In deze zaak heeft de Rechtbank Zeeland-West-Brabant op 11 augustus 2021 uitspraak gedaan in een beroep tegen de aanslag inkomstenbelasting en premie volksverzekeringen (IB/PVV) voor het jaar 2016. De belanghebbende, vertegenwoordigd door mr. B.J.P. Toonen, had bezwaar gemaakt tegen de uitspraak van de inspecteur van de Belastingdienst van 30 april 2020, die de aanslag en bijbehorende verzuimboete, vergrijpboete en belastingrente had opgelegd. Tijdens de zitting op 30 juni 2021 te Breda hebben partijen een compromis bereikt over de vergrijpboete, die werd vastgesteld op € 1.500.

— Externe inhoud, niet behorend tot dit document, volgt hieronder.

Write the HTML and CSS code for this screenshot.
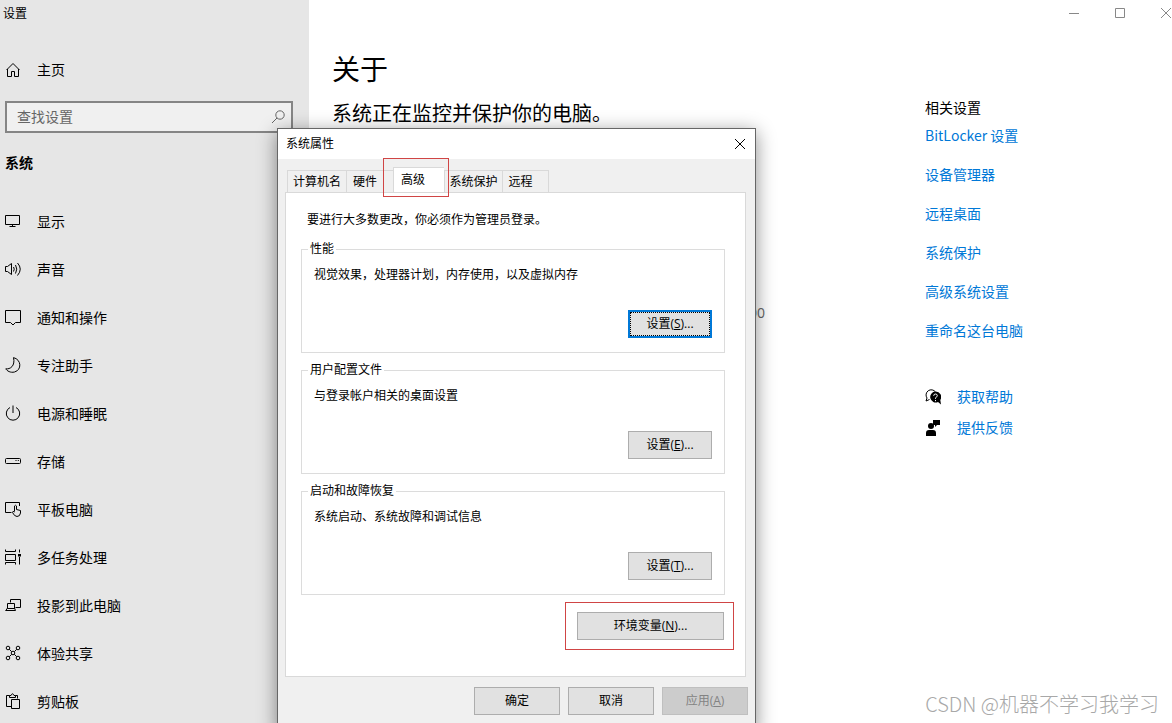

De rechtbank heeft het beroep gegrond verklaard en de uitspraak op bezwaar vernietigd voor zover deze betrekking heeft op de vergrijpboete. De vergrijpboete is verminderd tot € 1.500, en de inspecteur is veroordeeld in de proceskosten van de belanghebbende, die zijn vastgesteld op € 1.496. Daarnaast moet de inspecteur het door de belanghebbende betaalde griffierecht van € 48 vergoeden. De rechtbank heeft vastgesteld dat er een fout was gemaakt bij de toekenning van het zaaknummer, maar heeft dit rechtgezet door alleen uitspraak te doen in zaaknummer 20/6872.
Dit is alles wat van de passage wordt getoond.